A Model for Growth

Recently, I have been having a lot of conversations about business transformation. The question that keeps coming up is how best to navigate through a company’s growth process (as defined by many criteria such as: increased revenue, number of transactions, people, etc) without destroying culture or base capability – How do you blend the old with the new?

Determining the right way to change is part intuition, part experience and part risk tolerance.

In fact, this is an issue that we here at M Corp are continuously talking about. We have been managing considerable growth for many years, not only from a revenue standpoint, but also geographically and structurally, but we are the first to admit that we are – and probably always will be – a work in progress.

A simple model

Regardless of the stimulus for the transformation, whether it be externally or internally imposed, I have always struggled to get my point across on what that looks like in a way that everyone can grasp. So, I have been reverting to a model I built about 20 years ago when I did my first startup and had to communicate how we were going to be successful in our next iteration.

The amount of past you “keep” will affect your rate of change, and the amount of risk involved while making those changes.

The idea is actually pretty straightforward. To get to the next evolution of where you are going, you can’t bring all of the past with you – but you better bring that which is good, that which makes you valuable to the market today. This means there are elements of your business (people, processes, technologies) that have to go away, to put it in a very indelicate way.

The overlap between where you are today and where you go tomorrow is what you keep – though often you have to make enhancements to those things too if they are to support the new model. The rest is ALL new, and THAT is the scary part.

The past, the future

Think in terms of what happened when the car took over from the horse and buggy.


The driver stayed, so did the passengers, the seats got better, the roads got better, but the horses went away, so did the whip makers, and a few others (like farriers and feed stores) saw a marked decrease in demand.

Change is elastic

The model (let’s call it the ‘Castro Model’ for entertainment value) is elastic. If you slide the new box too far up the growth curve, it will require the invention of your company or government department to change drastically. You are betting the ranch that the new business will see near-term success. This radical of a shift can introduce a tremendous amount of risk into your growth model, but sometimes, when you need a disruptive shift to increase momentum, this can be a good thing. It can accelerate the amount of growth that the new iteration generates. Clearly, this is the risk and reward model.
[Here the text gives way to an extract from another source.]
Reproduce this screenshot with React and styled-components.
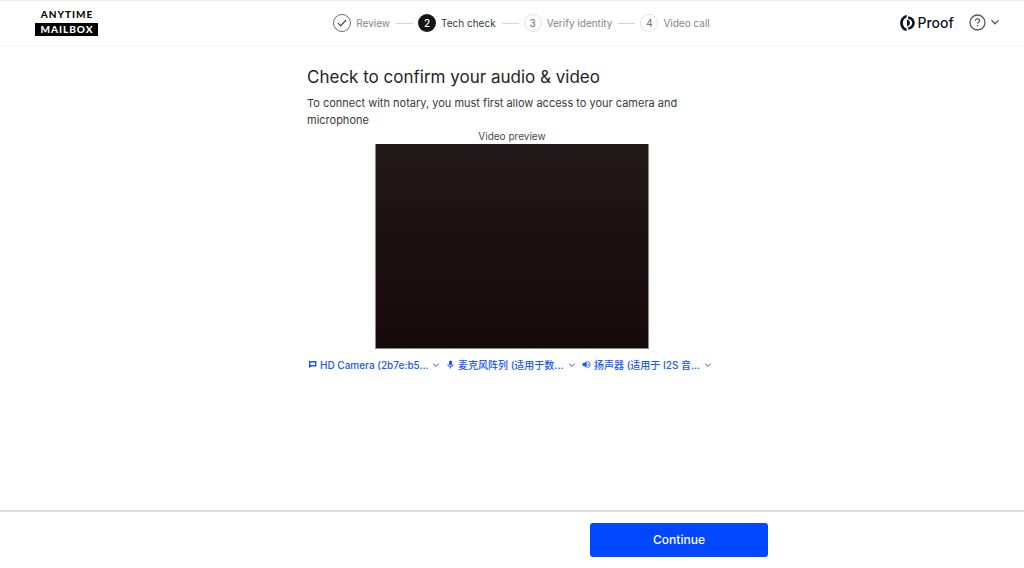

Less overlap of old and new (upper sketch) allows for faster change. More overlap (lower sketch) will limit your growth, and be less risky.

Alternatively, if you have a huge overlap, meaning you keep a lot of what was there before, your growth will be limited. There might not be enough of a change for the market to notice, and this slows down the benefits. But, it can be more comforting to your existing team, and can show them that future changes won’t be as scary or risky as they feared. So, maybe this is a baby step before a bigger step? It limits the effectiveness of the next step, and you have to go into that with eyes wide open.

A lot of times, I have the conversation about ‘well, we did all this stuff but only got this far’. Well, this is why – you didn’t fully discard what was no longer useful. Unfortunately, this can cause the organization to revert back to old habits and the old model.

Hesitance is normal, and in some cases, smart. It is possible to inadvertently lose something if you aren’t careful.

I see this in our consultancy with legacy modernization clients. They want a brand new system, but don’t want to give up the old way to doing things. Often, this is criticized by advocates of transformation – but the hesitance is normal, and in some cases, smart.

It is possible to inadvertently lose that which is essential if you aren’t careful – the business rules, the data, and the metadata that supported your core business must be understood and in many cases, even retained, even if you implement new processes and technology. But, if an organization is too resistant, by the nature of the ‘Castro Model’ it is clear that the amount of gain will be nominal, even though the expense or pain of transformation remains constant. This is where the value generated by this can be questioned.

Balance is key

The trick is picking the balance of what is going to give you the best results for where you are in your transformation. Too much movement at the wrong time up the growth curve will introduce massive risk, but maybe that’s the right move? Not enough discarding the old minimizes the amount of growth, and that might be the incremental step you need. There is no set recipe and frankly, determining the right way to go is part intuition, part experience and part risk tolerance.

Just keep in mind how much and how quickly you want to grow directly impacts how much you have consciously discard to get there. There are all kinds of catchy phrases™ I could plug in here, but will spare you.

Either way, recognizing the cause and effect through this model can help structure the base conversation for how to move forward, and these first conversations will get the ball rolling.